Far from that, the object is, by reforming the governmental structures and attuning them to the needs and wishes of the people, to ensure that the immense diversity of ethnic nationalities comprised in the state will continue to co-exist together in peace, prosperity and progress as citizens of one country united by common interests, common aspirations and a common destiny.
“The clamour for re-structuring must therefore be seen as a clamour for the setting up of appropriate platforms or fora to renegotiate suitable governmental structures for the pursuit and realization of our common needs for development, good governance and national transformation.
“In short, the clamour for re-structuring is more than a clamour for the reform of our governmental structures. This is only its primary focus. In its wider, more fundamental focus, it is a call for Nigeria to “make a new beginning” under a new Constitution approved and adopted by the people at a Referendum, a new politico-legal order that will cleanse the country of the rottenness that pervades it and enable to “chart a road map for its destiny” or what has been referred to as “re-structuring of the mind.”
This aspect of re-structuring, which is as necessary as its primary focus, will need to be led by a President, as the elected Leader of the people, imbued with an ardour for national transformation.
“The governmental structure that needs particularly to be reformed by re-structuring is our federal system. Federalism is commonly agreed to be a compelling necessity for the maintenance of peace, stability and development of Nigeria as one country.
“The 1960/1963 Constitutions of Nigeria established a federal system with three (later four) regions each invested with sufficient autonomy to govern itself in matters that concerned it alone – internal self-government – without undue control by, or interference from, the centre, thus giving each region the impetus and incentive to develop optimally in healthy competition with the others.
“The federal system under the two Constitutions (1960 and 1963) may fairly be described as a model of true federalism.
“Regrettably, the intrusion of absolutist military rule for 28 years after 1965 has brought about the accretion of a vast amount of additional powers to the Centre, over and above what they were under the 1960/63 Constitutions, resulting in the system being turned virtually into a unitary system; the system is still tagged federal, but it is so largely in name.“There are certain matters involved in this, undue concentration of powers and financial resources at the Centre that need to be specifically mentioned, viz
“It is a manifest contradiction to conceive of a government, whether in a federal or unitary system, without a constitution.
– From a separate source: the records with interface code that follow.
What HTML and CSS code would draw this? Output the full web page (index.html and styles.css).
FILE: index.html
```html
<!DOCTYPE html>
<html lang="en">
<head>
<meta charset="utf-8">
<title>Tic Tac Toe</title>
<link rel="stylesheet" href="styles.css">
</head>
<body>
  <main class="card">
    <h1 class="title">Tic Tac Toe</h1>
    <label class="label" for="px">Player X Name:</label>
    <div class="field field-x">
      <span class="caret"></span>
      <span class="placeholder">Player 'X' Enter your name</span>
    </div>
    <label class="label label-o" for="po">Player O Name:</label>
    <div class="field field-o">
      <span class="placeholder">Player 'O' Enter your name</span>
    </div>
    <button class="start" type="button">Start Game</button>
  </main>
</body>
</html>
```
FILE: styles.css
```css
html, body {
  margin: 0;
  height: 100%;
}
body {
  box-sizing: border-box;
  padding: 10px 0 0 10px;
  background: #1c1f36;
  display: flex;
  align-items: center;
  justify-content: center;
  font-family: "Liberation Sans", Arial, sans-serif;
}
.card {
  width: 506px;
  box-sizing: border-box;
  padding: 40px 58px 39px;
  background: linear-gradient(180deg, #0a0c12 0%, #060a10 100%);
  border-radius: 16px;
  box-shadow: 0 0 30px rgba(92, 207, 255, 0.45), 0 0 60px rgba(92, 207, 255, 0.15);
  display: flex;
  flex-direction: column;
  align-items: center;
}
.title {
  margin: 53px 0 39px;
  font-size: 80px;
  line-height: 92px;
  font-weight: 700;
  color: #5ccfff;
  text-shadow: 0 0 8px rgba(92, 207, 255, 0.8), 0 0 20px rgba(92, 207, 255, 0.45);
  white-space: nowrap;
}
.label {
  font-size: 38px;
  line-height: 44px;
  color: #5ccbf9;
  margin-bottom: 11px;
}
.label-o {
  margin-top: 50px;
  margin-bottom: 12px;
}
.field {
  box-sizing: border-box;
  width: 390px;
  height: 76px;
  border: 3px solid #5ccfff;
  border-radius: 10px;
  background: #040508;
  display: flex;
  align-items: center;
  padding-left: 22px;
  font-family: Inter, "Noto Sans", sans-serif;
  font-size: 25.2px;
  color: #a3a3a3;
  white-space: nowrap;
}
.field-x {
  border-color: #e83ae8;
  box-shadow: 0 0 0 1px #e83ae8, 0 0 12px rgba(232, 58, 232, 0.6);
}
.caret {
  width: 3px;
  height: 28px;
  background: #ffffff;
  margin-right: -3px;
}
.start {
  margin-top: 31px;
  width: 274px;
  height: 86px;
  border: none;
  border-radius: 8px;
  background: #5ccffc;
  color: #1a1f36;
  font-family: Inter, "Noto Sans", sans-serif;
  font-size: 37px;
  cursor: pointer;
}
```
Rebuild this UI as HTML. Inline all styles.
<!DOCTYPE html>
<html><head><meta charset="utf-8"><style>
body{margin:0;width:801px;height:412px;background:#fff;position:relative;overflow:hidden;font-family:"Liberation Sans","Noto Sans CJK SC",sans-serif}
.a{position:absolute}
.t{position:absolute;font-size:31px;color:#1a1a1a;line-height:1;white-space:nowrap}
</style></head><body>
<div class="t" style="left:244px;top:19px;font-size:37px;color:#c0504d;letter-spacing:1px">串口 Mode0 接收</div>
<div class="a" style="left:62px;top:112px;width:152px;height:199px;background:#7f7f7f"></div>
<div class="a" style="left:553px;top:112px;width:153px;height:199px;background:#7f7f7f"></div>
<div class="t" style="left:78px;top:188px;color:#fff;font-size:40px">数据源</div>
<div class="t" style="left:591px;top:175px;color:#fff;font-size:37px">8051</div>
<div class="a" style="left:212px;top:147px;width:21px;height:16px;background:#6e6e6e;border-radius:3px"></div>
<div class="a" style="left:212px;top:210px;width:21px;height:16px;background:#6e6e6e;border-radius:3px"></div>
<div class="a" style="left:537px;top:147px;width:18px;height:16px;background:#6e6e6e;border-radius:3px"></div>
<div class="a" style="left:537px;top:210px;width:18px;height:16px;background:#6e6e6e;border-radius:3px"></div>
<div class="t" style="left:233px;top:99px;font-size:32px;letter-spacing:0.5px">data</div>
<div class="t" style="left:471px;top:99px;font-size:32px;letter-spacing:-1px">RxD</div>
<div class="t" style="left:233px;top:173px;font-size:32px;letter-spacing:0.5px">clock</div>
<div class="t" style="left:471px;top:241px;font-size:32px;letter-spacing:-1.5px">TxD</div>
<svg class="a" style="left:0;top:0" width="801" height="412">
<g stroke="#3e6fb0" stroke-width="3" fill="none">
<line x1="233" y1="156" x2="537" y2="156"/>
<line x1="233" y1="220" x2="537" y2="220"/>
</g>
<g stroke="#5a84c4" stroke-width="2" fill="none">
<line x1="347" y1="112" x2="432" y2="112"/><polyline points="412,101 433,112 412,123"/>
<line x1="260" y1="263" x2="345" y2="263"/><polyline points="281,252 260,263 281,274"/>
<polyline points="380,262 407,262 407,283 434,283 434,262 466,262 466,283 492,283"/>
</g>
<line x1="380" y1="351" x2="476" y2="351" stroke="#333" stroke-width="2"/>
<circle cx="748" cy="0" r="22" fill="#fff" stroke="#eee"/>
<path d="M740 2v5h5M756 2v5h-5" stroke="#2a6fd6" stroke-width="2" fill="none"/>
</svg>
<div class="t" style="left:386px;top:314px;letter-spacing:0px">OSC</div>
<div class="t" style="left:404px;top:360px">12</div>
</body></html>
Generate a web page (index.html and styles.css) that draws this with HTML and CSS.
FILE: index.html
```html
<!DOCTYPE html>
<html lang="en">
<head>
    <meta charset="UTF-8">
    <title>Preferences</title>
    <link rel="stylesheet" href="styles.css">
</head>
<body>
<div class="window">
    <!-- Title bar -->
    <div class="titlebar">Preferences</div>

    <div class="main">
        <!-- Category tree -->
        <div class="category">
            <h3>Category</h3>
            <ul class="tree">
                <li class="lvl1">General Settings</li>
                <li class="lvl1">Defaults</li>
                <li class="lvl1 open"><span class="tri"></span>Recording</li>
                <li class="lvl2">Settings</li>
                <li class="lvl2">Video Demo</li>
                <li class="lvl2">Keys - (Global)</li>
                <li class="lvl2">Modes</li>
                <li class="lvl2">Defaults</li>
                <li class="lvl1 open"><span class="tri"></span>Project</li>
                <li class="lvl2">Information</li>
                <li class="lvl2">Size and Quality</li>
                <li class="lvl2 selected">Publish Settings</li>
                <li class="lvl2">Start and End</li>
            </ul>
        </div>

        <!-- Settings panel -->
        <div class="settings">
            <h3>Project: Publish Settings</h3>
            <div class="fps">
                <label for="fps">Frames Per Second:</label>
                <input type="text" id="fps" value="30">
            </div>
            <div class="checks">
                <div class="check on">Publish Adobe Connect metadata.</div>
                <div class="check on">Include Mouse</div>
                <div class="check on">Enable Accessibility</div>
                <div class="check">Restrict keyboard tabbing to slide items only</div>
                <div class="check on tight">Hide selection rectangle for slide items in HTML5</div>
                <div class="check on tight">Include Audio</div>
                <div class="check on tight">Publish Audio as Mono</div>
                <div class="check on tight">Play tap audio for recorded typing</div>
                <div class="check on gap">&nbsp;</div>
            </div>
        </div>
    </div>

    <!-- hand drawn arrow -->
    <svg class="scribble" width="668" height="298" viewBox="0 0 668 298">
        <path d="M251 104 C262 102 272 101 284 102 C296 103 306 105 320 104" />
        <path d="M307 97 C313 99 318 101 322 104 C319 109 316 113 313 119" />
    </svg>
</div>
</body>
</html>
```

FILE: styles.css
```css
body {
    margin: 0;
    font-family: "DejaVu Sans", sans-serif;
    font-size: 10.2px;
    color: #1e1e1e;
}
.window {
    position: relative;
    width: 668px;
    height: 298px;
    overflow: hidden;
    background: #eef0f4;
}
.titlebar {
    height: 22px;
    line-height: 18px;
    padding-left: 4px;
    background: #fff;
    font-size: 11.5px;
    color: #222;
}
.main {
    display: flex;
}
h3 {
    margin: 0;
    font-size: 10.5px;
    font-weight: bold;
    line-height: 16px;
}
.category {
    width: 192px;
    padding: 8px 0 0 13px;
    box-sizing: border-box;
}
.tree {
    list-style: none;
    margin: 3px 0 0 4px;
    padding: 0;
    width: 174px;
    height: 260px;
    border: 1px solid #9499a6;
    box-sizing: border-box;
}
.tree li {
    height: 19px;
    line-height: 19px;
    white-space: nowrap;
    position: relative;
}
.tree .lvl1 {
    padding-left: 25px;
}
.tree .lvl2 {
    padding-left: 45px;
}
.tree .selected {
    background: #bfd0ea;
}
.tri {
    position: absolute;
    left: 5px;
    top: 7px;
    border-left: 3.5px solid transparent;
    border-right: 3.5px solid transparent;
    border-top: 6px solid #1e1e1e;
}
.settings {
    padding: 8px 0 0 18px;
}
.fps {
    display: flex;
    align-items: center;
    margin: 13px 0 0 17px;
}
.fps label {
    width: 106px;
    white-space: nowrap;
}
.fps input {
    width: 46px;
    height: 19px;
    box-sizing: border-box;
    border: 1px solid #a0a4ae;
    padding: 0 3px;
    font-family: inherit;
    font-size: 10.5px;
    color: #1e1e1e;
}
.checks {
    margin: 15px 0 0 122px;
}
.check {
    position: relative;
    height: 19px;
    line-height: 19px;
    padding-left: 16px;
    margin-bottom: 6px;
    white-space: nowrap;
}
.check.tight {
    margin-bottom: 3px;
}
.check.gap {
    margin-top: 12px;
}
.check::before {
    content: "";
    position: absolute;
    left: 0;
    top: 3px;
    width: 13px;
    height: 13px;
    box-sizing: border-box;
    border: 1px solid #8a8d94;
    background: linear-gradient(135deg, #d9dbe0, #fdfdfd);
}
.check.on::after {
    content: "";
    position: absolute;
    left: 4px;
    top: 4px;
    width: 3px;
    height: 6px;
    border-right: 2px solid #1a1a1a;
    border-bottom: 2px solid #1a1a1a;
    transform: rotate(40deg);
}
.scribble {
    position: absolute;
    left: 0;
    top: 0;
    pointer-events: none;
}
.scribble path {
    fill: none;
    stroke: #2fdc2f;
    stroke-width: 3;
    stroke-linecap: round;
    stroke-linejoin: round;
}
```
There is just no such thing. The very notion of a government necessarily implies a constitution. Separate governments, as required by federalism, necessarily imply a separate constitution for each of the governments.
“The contradiction of a state or government without a separate coercive force of its own and under its independent control to maintain its existence and authority as a government and to enforce its laws. States exist, says D’treaves, according as they have a coercive force to exact obedience to their commands.
It is certainly incompatible with the notion of a separate government for each of the constituent units in a federal system that the only coercive force for the maintenance of their existence and authority as a government and for the enforcement of their laws is placed under the control of the Federal Government. The federating units in Nigeria need to have their separate and independent police force to conform with the requirements of federalism.
“The incompatibility with the autonomy of a constituent unit in a federal system that the election of its political functionaries – governor, members of its legislative assembly and local government councils – should be conducted by an organ of the Federal Government.
“The extension of federal power to the control of land. Land title is now largely exclusive to the Federal Government, for not only is the Land Use Act 1978 entrenched in the Constitution (s.315(5)), but also its provisions are to “continue to have effect as federal enactments and as if they related to matters included in the Exclusive Legislative List set out in Part 1 of the Second Schedule to this Constitution.”
“Aspects of local government are now also brought within the purview of the Federal Government. The extension of federal power to aspects of local government offends against the principle that local government is an example par excellence of a matter of local concern which places it squarely within the exclusive competence of the Regions or States.